One of my abiding memories is of my dear (but ill-informed) brother spreading a tarpaulin under my daughter's dining chair when we came to stay with him.  She was five, and whilst still learning to master her fine motor skills, she was fully conversant with the use of cutlery and as clean and tidy eater as any other five year old.  After that meal, the tarpaulin went away and was never seen again....

In my job as a learning support assistant, I am always baffled to discover the children in my charge are initially rarely able to sit and eat a school dinner without using fingers and getting in a right old mess.  Forks and spoons seem to be a hindrance, or completely alien.  This makes the child a potential target for ridicule when sat on a table with 7 other children who (generally!) are tucking in without ending up wearing their dinner.  As the mother of a child with Down's,  I always felt that any risk of my child being made fun of or singled out as different was to be avoided if at all possible - obviously allowances have to be made for abilities, but if there is the remotest chance your child can learn a skill along with everyone else, then it should be taught as early as possible.

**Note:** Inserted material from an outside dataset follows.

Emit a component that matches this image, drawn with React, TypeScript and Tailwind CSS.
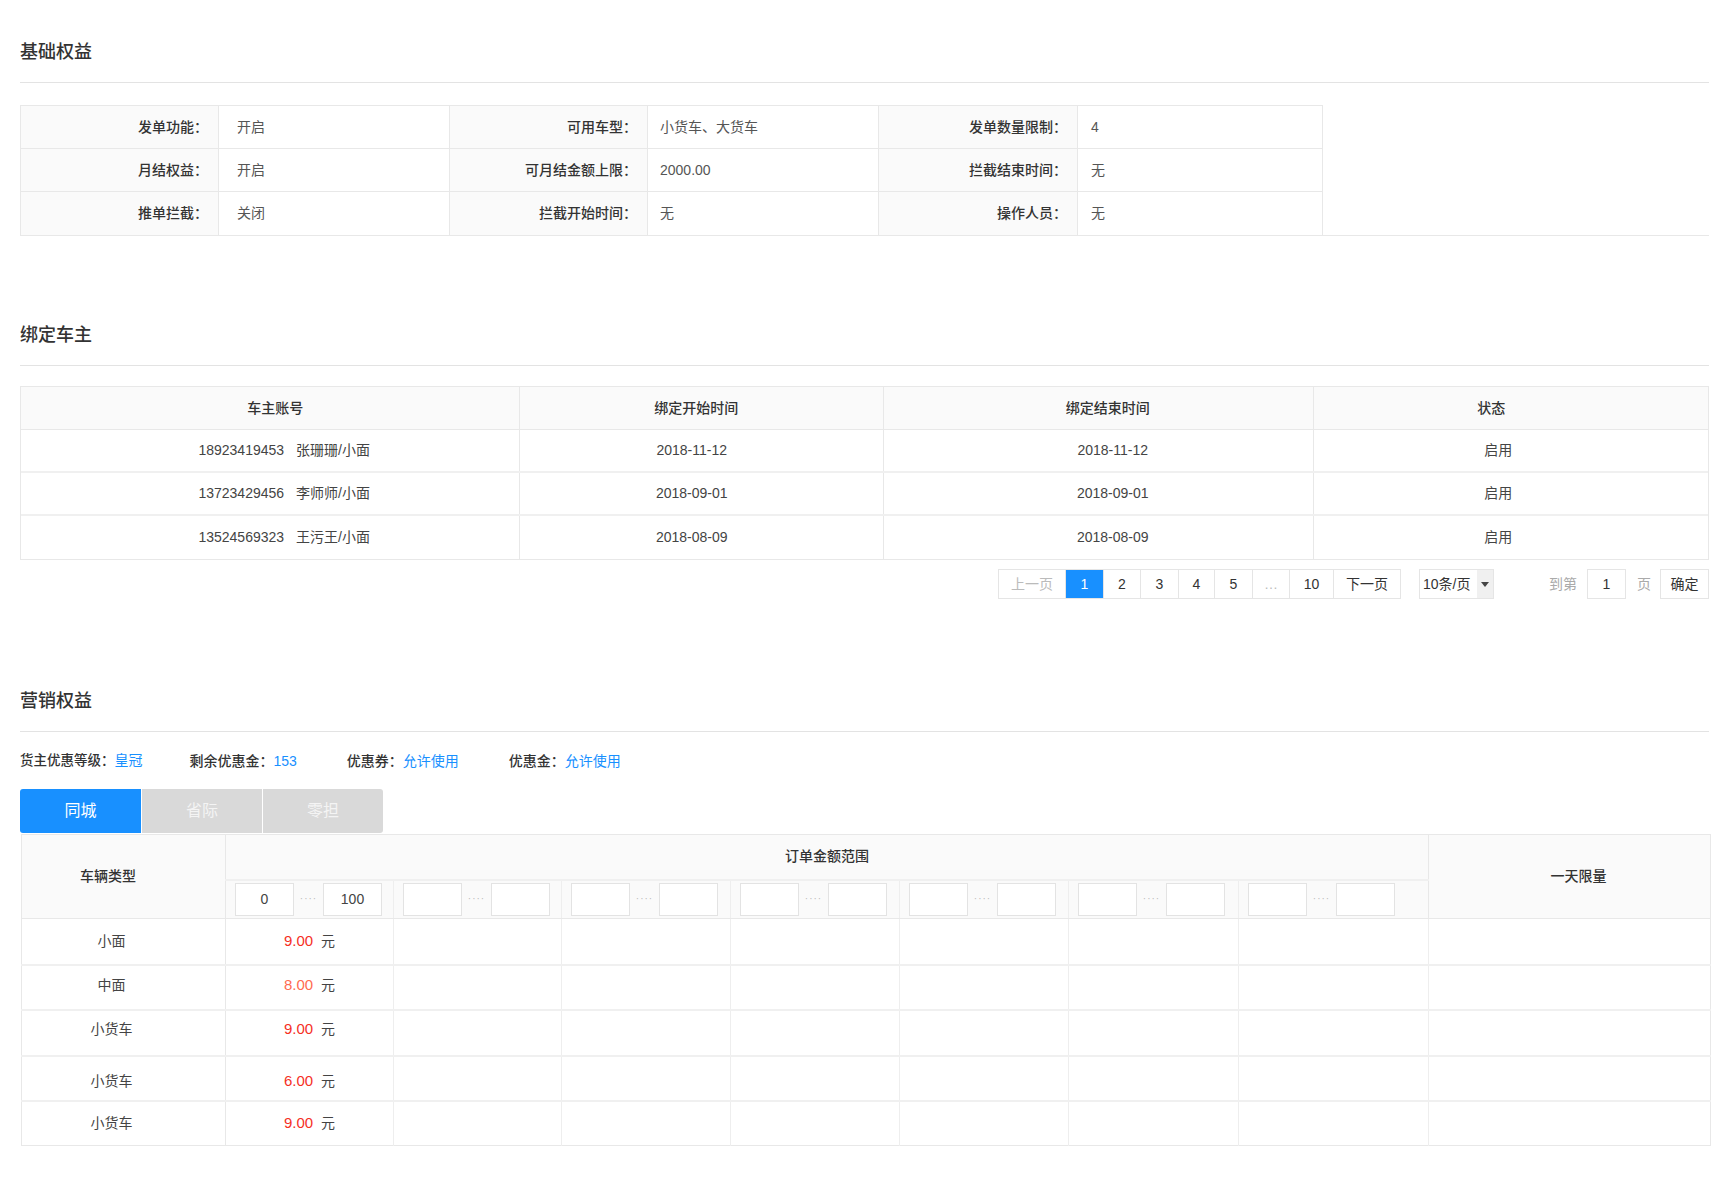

When my daughter was tiny, obviously I fed her with a spoon as you would with any toddler.  But as soon as she was old enough to wield a spoon or fork, she was given the chance to feed herself - it didn't matter if she got in a mess to begin with, the first steps to independent eating had been taken.
Of course her food was cut up into manageable pieces, right up until adolescence when necessary - choking is still a hazard even now.  But she was taught to sit at a table and eat 'properly'.  Perhaps it helped that she spent her early years living in Greece where the culture is to go out to eat as a family along with other families and the children are expected to join in with the grown ups - no special chairs, kiddy meals or ball ponds in a taverna!  It was wonderful to be complimented on both my children's manners when out to eat.

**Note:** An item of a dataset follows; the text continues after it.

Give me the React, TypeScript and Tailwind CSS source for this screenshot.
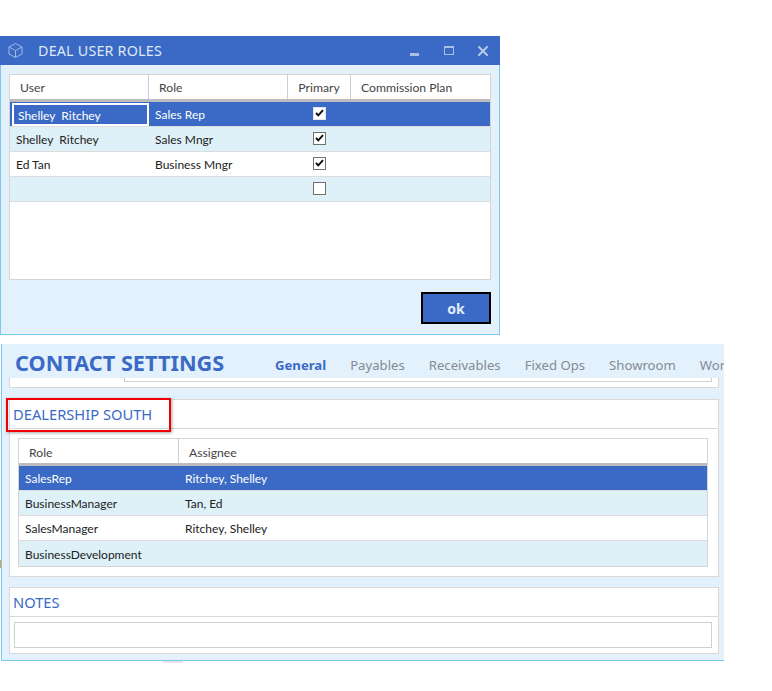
import React from "react";
import { X } from "lucide-react";

const font = { fontFamily: '"Noto Sans", sans-serif' };

const dealRows = [
  { user: "Shelley  Ritchey", role: "Sales Rep", primary: true },
  { user: "Shelley  Ritchey", role: "Sales Mngr", primary: true },
  { user: "Ed Tan", role: "Business Mngr", primary: true },
  { user: "", role: "", primary: false },
];

const contactRows = [
  { role: "SalesRep", assignee: "Ritchey, Shelley" },
  { role: "BusinessManager", assignee: "Tan, Ed" },
  { role: "SalesManager", assignee: "Ritchey, Shelley" },
  { role: "BusinessDevelopment", assignee: "" },
];

const rowBg = (i: number) =>
  i === 0 ? "bg-[#3a6ac5] text-white" : i % 2 === 1 ? "bg-[#def0f8] text-[#222]" : "bg-white text-[#222]";

const Check = ({ on, dark }: { on: boolean; dark: boolean }) => (
  <div className={`flex h-[13px] w-[13px] items-center justify-center border bg-white ${dark ? "border-[#dfe6f3]" : "border-[#707070]"}`}>
    {on && (
      <svg width="9" height="8" viewBox="0 0 9 8">
        <path d="M1 4 L3.3 6.4 L8 1.2" fill="none" stroke="#111" strokeWidth="2" />
      </svg>
    )}
  </div>
);

const HeaderCell = ({ className, children }: { className: string; children: React.ReactNode }) => (
  <div className={`flex h-[24px] items-center whitespace-pre border-r border-[#cfcfcf] font-['Lato',sans-serif] text-[12.2px] text-[#444] ${className}`}>{children}</div>
);

export default function App() {
  return (
    <div className="relative h-[691px] w-[772px] overflow-hidden bg-white pt-[36px]" style={font}>
      {/* deal user roles window */}
      <div className="h-[299px] w-[500px] border-x border-b border-[#7cc8ee] bg-[#e3f1fd]">
        <div className="-mx-px flex h-[29px] items-center bg-[#3a6ac5] pl-[7px] text-white">
          <svg width="17" height="17" viewBox="0 0 17 17" fill="none" stroke="#a3b9e3" strokeWidth="1">
            <path d="M8.5 1.5 L15 5 V12 L8.5 15.5 L2 12 V5 Z M2 5 L8.5 8.5 L15 5 M8.5 8.5 V15.5" />
          </svg>
          <span className="ml-[14px] text-[14.3px] tracking-[0.2px] text-[#dfe8f7]">DEAL USER ROLES</span>
          <div className="ml-auto mt-[7px] h-[3px] w-[9px] bg-[#a9bfe6]" />
          <div className="ml-[25px] h-[9px] w-[10px] border border-t-2 border-[#a9bfe6]" />
          <X className="ml-[21px] mr-[9px] h-[16px] w-[16px] text-[#b9cbea]" strokeWidth={3} />
        </div>
        <div className="mx-[8px] mt-[9px] h-[206px] border border-[#d4d4d4] bg-white">
          <div className="flex border-b-[3px] border-[#bdbdbd]">
            <HeaderCell className="w-[139px] pl-[10px] pt-[2px]">User</HeaderCell>
            <HeaderCell className="w-[139px] pl-[10px] pt-[2px]">Role</HeaderCell>
            <HeaderCell className="w-[63px] justify-center pt-[2px]">Primary</HeaderCell>
            <HeaderCell className="flex-1 border-r-0 pl-[10px] pt-[2px]">Commission Plan</HeaderCell>
          </div>
          {dealRows.map((r, i) => (
            <div key={i} className={`flex h-[25px] items-center whitespace-pre border-b border-[#dcdcdc] font-['Lato',sans-serif] text-[12px] ${rowBg(i)}`}>
              <div className="h-full w-[139px] pl-[6px]">
                {i === 0 ? (
                  <div className="ml-[-4px] mt-px flex h-[23px] w-[137px] items-center border-2 border-white pl-[4px] pt-[2px]">{r.user}</div>
                ) : (
                  <div className="flex h-full items-center pt-[2px]">{r.user}</div>
                )}
              </div>
              <div className="mt-[2px] w-[139px] pl-[6px]">{r.role}</div>
              <div className="mb-[2px] flex w-[63px] justify-center">
                <Check on={r.primary} dark={i === 0} />
              </div>
            </div>
          ))}
        </div>
        <button className="ml-[420px] mt-[12px] flex h-[32px] w-[70px] items-center justify-center border-2 border-black bg-[#3a6ac5] pt-px text-[14px] font-bold text-[#e3edf9]">
          ok
        </button>
      </div>

      {/* contact settings window */}
      <div className="ml-px mt-[9px] h-[317px] w-[723px] overflow-hidden border-b border-l border-[#7cc8ee] bg-[#e3f1fd]">
        <div className="flex h-[34px] items-center pl-[13px]">
          <span className="mt-[4px] w-[260px] shrink-0 text-[21.7px] font-bold leading-none text-[#3a6ac5]">CONTACT SETTINGS</span>
          <div className="mt-[10px] flex gap-[24px] whitespace-nowrap text-[13.15px] text-[#858a93]">
            <span className="font-bold text-[#3a6ac5]">General</span>
            <span>Payables</span>
            <span>Receivables</span>
            <span>Fixed Ops</span>
            <span>Showroom</span>
            <span>Wor</span>
          </div>
        </div>

        <div className="ml-[7px] h-[10px] w-[710px] border-x border-b border-[#d9d9d9] bg-white">
          <div className="ml-[114px] mr-[6px] h-[4px] border-x border-b border-[#d0d0d0]" />
        </div>

        <div className="ml-[7px] mt-[11px] h-[178px] w-[710px] border border-[#d9d9d9] bg-white">
          <div className="flex h-[29px] items-center border-b border-[#d9d9d9] pl-[3px] text-[14.7px] text-[#3a6ac5]">DEALERSHIP SOUTH</div>
          <div className="ml-[8px] mt-[9px] w-[690px] border border-[#d4d4d4]">
            <div className="flex border-b-[3px] border-[#bdbdbd]">
              <HeaderCell className="w-[160px] pl-[10px] pt-[4px]">Role</HeaderCell>
              <HeaderCell className="flex-1 border-r-0 pl-[10px] pt-[4px]">Assignee</HeaderCell>
            </div>
            {contactRows.map((r, i) => (
              <div key={r.role} className={`flex h-[25px] items-center border-b border-[#dcdcdc] font-['Lato',sans-serif] text-[12px] last:border-b-0 ${rowBg(i)}`}>
                <div className="mt-[2px] w-[160px] pl-[6px]">{r.role}</div>
                <div className="mt-[2px] pl-[6px]">{r.assignee}</div>
              </div>
            ))}
          </div>
        </div>

        <div className="ml-[7px] mt-[10px] h-[67px] w-[710px] border border-[#d9d9d9] bg-white">
          <div className="flex h-[29px] items-center border-b border-[#d9d9d9] pl-[3px] text-[14.7px] text-[#3a6ac5]">NOTES</div>
          <div className="ml-[4px] mr-[6px] mt-[5px] h-[26px] border border-[#d0d0d0]" />
        </div>
      </div>

      {/* annotation and stray marks */}
      <div className="absolute left-[6px] top-[398px] h-[34px] w-[165px] border-2 border-[#f00000] shadow-[1px_1px_3px_rgba(0,0,0,0.35)]" />
      <div className="absolute left-0 top-[560px] h-[8px] w-px bg-[#e8a33c]" />
      <div className="absolute left-[163px] top-[661px] h-[2px] w-[20px] bg-[#e6e6e6]" />
    </div>
  );
}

I do not think it is impossible to teach the above at an early age - a little boy I worked with a while back had a lot of difficulties with just about everything in mainstream school, including lunchtimes.  But it didn't take very long at all to teach him to use the same cutlery as everyone else, and once he discovered how much more efficient that made him at getting the food into his mouth, he was off!  From being on a table on his own after everyone else had gone out to play, smearing yoghurt over himself and everything within reach, he went to being able to sit and eat impeccably along with his peers - to the point where he was getting the compliments too. And it only took a matter of  a few weeks.

It may be easier at home to spoonfeed your child, but it does become another 'learned helplessness'  - and this has to be considered particularly if your child is attending mainstream school.  There is not always the support available to help them fully during the lunchtime mayhem, and if your child can eat on their own it is a big advantage all round.  Also, think of the washing you save!